Yes, there was a divergence. You might have in your mind an image of the old groups of radical left-wingers, who would form political groups, only to splinter predictably into warring factions even though they believed the same things.
Here we go again, you might think, another movement splintering. Just hurry up, collapse and let us get on with our lives. But there’s a curious difference in this case: whilst the radical left-wing hippies of yesteryear shared the same ideologies, but differed over the practicalities, free software and open source form the mirror image of this: it is their ideologies and motivations that differ, but in practice they do most things the same. The Free Software Foundation and the Open Source Initiative both do things like approve licences, support communities and provide consultations; there’s considerable overlap where they do it and sometimes they even collaborate.
And that’s why the whole thing doesn’t collapse in on itself. Let’s say you want to get involved: You could join up with the free software lot and be motivated by promoting the user’s freedoms, or you can go over to the open source bunch and espouse the pragmatic and economic benefits. You can even give both of them the finger and just concentrate on developing stuff that others can use, change and redistribute, because even then, you’re still helping everyone in the community, regardless of their persuasion.
As if I’ve not bored or confused you enough, there’s even a third label that the Europeans have come up with. The chaps on the continent use different words to describe “free as in freedom” and “free as in price” — how cunning of them — the freedom sense being translated as “libre”. Libre software then, is an unambiguous name for free software.

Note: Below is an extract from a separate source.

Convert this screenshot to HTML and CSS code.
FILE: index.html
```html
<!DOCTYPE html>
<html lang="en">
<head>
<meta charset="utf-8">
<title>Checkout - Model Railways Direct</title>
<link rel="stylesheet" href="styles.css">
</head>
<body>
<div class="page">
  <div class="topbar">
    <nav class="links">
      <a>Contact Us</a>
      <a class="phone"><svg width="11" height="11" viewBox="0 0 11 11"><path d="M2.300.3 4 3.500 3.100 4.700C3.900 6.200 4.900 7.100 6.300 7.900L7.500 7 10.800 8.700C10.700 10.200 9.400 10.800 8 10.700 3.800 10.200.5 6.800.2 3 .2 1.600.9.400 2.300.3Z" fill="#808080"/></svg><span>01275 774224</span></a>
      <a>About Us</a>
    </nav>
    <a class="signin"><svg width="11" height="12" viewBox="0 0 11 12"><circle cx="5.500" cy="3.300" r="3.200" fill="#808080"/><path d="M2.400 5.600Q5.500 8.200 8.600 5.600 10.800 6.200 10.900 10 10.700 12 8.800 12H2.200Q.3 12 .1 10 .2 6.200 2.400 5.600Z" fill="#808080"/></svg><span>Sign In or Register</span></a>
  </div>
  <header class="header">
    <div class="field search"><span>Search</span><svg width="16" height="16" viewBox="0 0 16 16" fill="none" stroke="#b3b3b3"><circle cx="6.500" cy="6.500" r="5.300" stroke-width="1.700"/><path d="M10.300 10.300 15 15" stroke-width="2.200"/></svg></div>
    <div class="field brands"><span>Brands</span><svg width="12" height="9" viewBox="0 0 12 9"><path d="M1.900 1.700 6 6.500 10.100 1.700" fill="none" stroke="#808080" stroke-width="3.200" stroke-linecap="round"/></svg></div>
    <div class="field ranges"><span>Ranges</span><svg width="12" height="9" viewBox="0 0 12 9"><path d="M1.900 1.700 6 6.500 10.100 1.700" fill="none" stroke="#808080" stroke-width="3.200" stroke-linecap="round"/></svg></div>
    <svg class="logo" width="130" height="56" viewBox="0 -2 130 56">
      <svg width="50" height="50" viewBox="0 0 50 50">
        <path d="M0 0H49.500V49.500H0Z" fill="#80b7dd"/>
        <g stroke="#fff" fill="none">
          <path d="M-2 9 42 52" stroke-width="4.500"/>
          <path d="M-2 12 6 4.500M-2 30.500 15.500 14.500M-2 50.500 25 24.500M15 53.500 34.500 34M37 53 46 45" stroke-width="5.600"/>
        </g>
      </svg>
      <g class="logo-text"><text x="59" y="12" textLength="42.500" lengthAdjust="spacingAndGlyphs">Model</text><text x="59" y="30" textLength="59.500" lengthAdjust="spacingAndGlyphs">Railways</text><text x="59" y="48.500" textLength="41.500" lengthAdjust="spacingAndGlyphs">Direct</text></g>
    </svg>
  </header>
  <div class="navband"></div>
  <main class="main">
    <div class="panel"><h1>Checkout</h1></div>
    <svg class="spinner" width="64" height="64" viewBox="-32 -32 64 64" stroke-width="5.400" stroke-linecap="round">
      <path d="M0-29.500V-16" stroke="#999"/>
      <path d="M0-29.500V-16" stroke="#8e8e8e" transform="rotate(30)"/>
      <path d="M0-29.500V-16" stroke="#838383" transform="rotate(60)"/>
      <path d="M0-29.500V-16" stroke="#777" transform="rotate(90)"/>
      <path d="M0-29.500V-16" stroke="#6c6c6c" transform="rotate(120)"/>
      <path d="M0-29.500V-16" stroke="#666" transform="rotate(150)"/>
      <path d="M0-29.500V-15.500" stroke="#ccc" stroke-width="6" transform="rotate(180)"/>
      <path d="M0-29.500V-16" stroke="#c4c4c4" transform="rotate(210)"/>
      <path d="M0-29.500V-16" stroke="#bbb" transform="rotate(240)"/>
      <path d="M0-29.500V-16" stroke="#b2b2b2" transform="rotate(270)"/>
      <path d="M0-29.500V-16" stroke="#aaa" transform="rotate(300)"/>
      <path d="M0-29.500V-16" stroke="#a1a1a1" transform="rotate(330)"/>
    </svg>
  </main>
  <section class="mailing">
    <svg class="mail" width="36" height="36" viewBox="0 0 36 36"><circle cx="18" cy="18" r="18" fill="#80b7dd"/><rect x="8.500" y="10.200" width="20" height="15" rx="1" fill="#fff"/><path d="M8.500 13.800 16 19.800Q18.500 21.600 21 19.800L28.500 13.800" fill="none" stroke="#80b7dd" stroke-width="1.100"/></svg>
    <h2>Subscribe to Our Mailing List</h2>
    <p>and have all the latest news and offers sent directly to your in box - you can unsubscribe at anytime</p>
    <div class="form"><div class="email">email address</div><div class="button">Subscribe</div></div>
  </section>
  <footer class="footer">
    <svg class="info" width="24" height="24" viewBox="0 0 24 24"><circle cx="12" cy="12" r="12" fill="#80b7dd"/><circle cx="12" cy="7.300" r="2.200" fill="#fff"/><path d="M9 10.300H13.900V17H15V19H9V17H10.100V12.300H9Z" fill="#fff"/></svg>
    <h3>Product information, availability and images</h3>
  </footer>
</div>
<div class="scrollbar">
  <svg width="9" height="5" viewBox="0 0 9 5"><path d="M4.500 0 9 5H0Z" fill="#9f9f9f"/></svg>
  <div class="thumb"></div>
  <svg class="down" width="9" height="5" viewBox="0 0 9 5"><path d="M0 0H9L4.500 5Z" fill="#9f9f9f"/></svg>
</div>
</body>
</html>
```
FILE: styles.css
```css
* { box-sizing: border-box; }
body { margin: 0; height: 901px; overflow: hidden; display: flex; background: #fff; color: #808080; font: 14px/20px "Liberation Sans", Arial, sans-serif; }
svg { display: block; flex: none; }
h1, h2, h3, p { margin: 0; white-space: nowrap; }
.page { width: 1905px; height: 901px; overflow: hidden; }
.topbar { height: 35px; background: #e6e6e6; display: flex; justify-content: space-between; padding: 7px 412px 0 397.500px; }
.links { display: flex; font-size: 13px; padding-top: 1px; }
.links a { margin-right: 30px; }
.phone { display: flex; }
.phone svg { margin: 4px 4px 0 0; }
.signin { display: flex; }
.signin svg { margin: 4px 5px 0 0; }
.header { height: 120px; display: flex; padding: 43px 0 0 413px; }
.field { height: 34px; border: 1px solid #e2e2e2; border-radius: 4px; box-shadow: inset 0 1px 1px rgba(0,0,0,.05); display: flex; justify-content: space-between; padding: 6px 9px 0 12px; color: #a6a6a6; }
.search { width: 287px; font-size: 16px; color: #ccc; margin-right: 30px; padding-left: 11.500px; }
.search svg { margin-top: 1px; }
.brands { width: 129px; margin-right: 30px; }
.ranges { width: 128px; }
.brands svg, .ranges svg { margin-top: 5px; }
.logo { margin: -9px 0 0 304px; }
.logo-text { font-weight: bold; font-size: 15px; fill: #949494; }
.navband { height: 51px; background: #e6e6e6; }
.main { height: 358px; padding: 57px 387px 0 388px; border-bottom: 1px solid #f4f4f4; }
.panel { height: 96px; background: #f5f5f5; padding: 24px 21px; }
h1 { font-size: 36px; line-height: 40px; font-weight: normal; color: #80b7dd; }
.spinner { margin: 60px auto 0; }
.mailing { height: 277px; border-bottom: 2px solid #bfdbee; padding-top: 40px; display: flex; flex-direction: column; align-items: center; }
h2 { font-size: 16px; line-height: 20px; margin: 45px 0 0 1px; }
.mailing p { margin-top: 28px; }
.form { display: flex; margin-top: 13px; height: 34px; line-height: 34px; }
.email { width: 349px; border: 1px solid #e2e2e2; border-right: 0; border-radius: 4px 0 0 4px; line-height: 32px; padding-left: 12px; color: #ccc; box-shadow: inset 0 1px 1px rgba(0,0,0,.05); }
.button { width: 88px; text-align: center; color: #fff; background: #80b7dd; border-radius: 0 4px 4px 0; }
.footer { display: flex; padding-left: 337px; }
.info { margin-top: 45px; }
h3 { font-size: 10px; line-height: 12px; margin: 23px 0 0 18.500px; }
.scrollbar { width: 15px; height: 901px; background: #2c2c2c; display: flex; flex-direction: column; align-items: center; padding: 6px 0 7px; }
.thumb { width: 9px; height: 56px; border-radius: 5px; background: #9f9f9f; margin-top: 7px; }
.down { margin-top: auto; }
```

So, to answer the question “What’s in a Name?” — it turns out, not much. Free, Libre, Open Source: they’re just labels, and by their definitions they pretty much describe the same thing. But they can be misused or misunderstood like any other label, so rather than rely on the name, just ask those three magic questions: can I see the source? can I change the source? can I distribute the source? If you get a yes to all three, you’ve got a piece of FLOSS.